Another hot take: the WWIII stuff in some parts is not inherently horribly written, but the concept behind it is quite foolish, (The General Secretary just wants to go to war because world socialism or whatever).
I would dispute that. As a Conventional WWIII-ologist, I can say that I consider it the worst depiction of such a conflict I've read. If it was a normal narrative in an obviously soft setting, and you knew the author was clearly going for a Turtledove-esque parallel to the real World War
2 (because apart from just plopping down big numbers, that's what it's clearly the most inspired by), it may have been all right.
Instead, it's written in the "classic" wikibox/stock photo/exposition/occasional vignette style.
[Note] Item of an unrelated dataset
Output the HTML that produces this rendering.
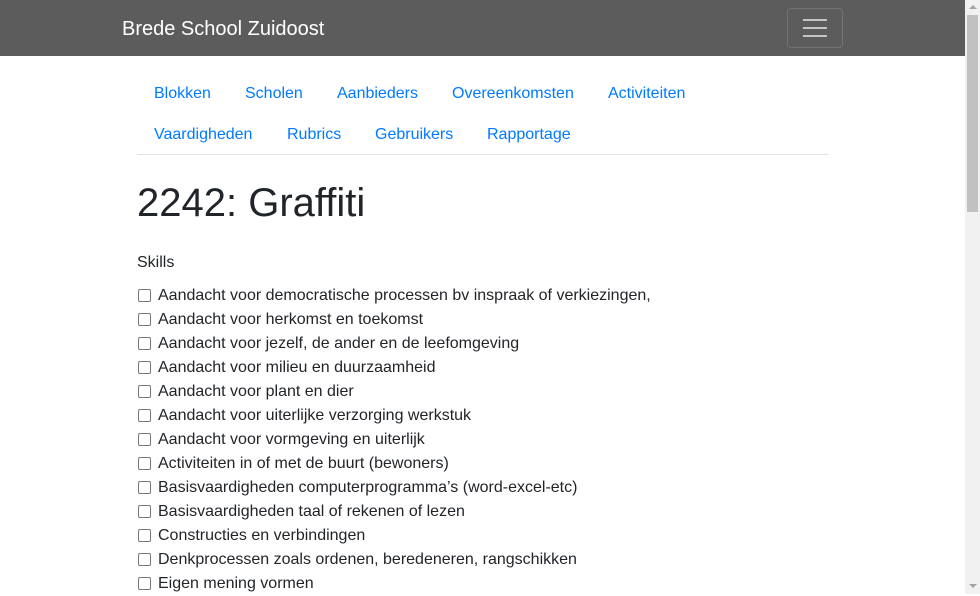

Its background up to this point is a total jumble. The numbers are all wrong. There are too
few tanks at first, and of course far too many troops as the 4 million soldiers in the red steamroller sloooooooooowly grind their way past 3 million NATO ones in Neo-Imperial Germany. They make it to the Rhine, and no nukes are launched. They make it past the Rhine and into France (!) and no nukes are launched. Then,
the tide turns!
It doesn't turn because the Soviets are overextended or worn down (the most spherical cow plausible way). It doesn't turn because of some new gimmick or superweapon (what a real Clancy/Bond technothriller would do). It turns because the East Germans, full of "Pan-German Sentiment", switch sides. Then the tide turns, and we get gargantuan numbers of Irish and Rhodesians deployed to continental Europe. After a divergence of election wikiboxes, the same "what about the nukes" happens in reverse. Leningrad and Baku are overrun. No launch. The Allies close in on Moscow, and they finally launch-and it's considered a rogue madman's act instead of, you know, sensible. The Star Wars missile defense shoots down what little makes it up.
It's badly written (IMO), and more importantly, it has very little thought beyond "numbers!" put into it. Since military timelines (especially for one of the most covered and analyzed periods) tend to be overly detailed and nitpicky, it's actually interesting in a way to see the worst elements of political timelines (just plopping in names and numbers and wikiboxes on a total whim) being used as the backbone of such a war. But that doesn't make it good, just interestingly bad.